Paper short abstract
This paper examines the Yuhap tradition in Japan and Chosŏn Korea, asking how "correct" kanji/hanja forms were selected in literacy primers outside China. Comparing comparable primers, it shows Japan and Korea developed unique character-form choices rather than replicating a single Chinese standard.
Paper long abstract
This paper studies the Yuhap textual tradition in Japan and Chosŏn Korea. It asks how "correct" kanji/hanja forms were selected and stabilized in literacy primers outside China. The core source is the Chosŏn-printed Sinjeung Yuhap (1574), an expanded Yuhap. For Japan, I use Ruigō-related witnesses for comparison, including Kaibara Ekiken's Senji Ruigō (1692).
I focus on editorial decisions: the character forms preferred in each witness. I select a controlled sample of characters that show clear graphic variation. I classify the differences into four types: component substitution, stroke modification, structural adjustment, and adoption of variant forms.

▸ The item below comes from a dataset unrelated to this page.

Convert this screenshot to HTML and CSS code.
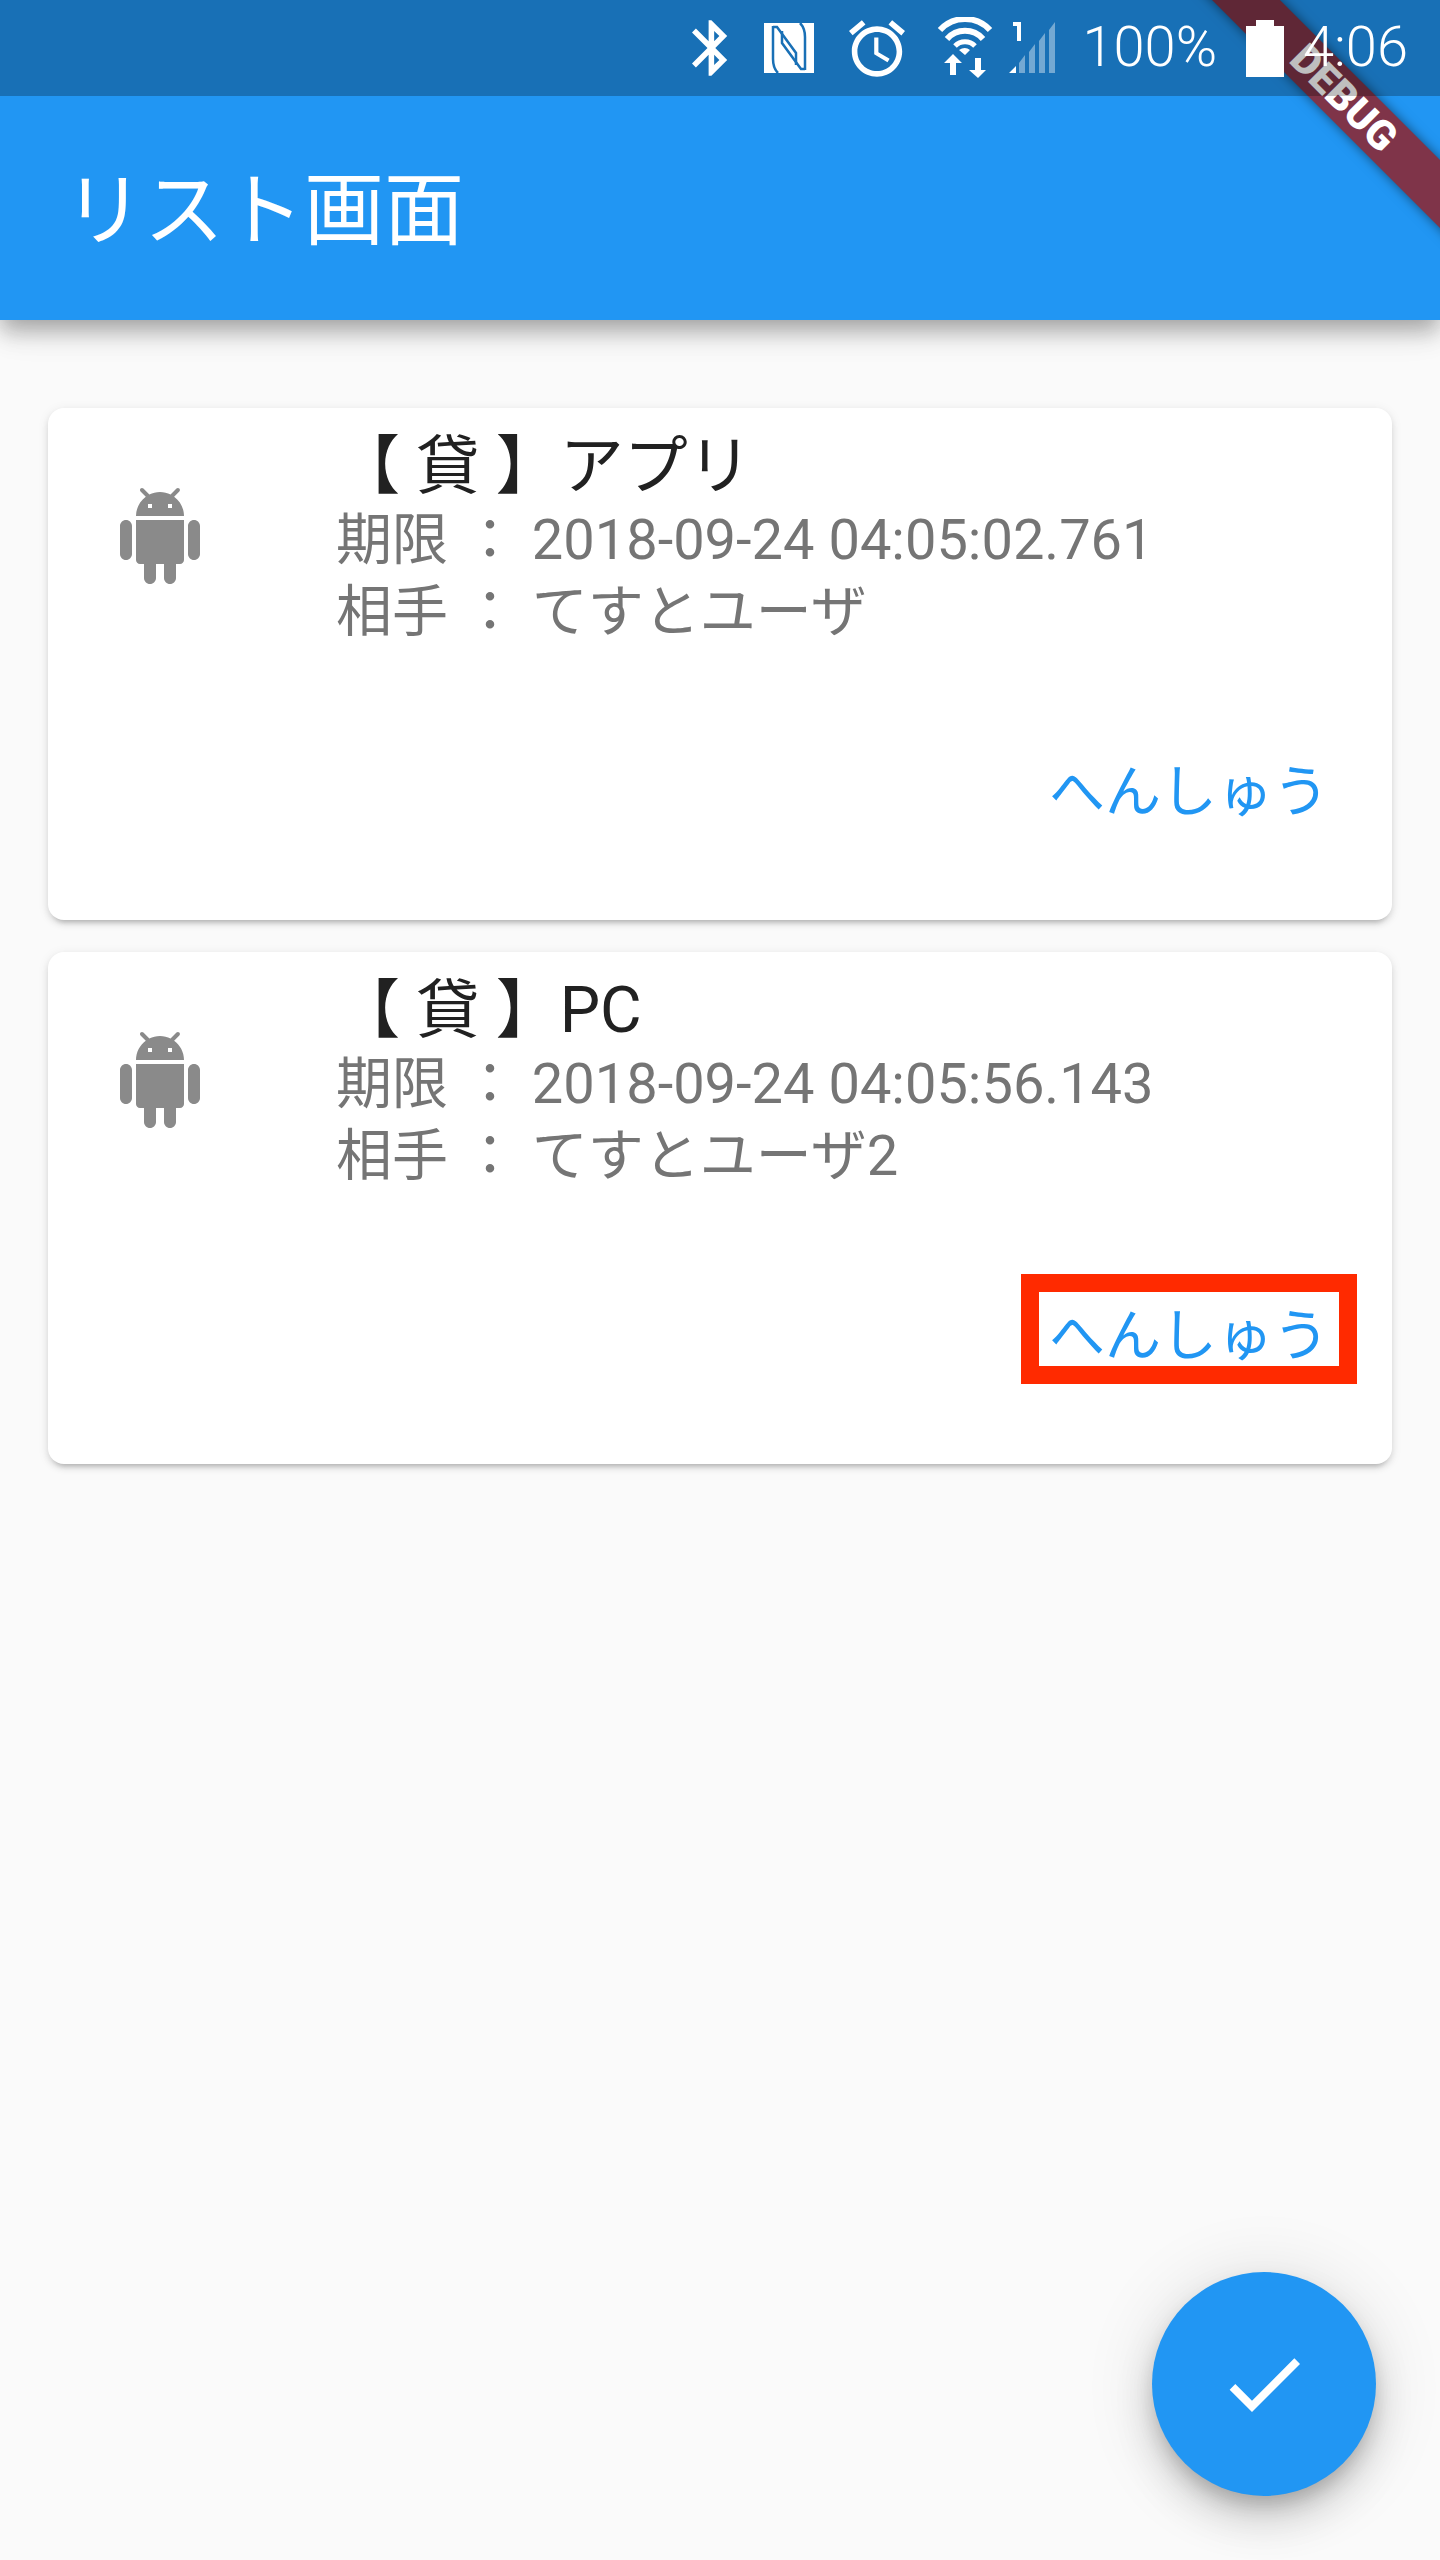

I then read these patterns together with "norm signals" on the page, such as prefaces and usage notes. I also compare the selected forms with reference traditions: Chinese character dictionaries, Japanese and Korean dictionaries, and calligraphic exemplars.
Because kanji/hanja originated in China, discussions of "standard characters" often presuppose that a China-based standard simply diffused outward. This paper takes a different approach. It traces how character forms were selected, fixed, or revised across editions of the Yuhap tradition in Japan and Chosŏn Korea. Even within a shared framework, form choices diverged in consistent ways. I relate these divergences to target learners, local criteria for "proper" forms, and editors' scholarly backgrounds.
By comparing these differences to the dictionaries and calligraphic exemplars, the paper shows that "standard" character-form judgments in Japan and Korea were not identical. These differences can be traced in specific primers and edition practices around the seventeenth century.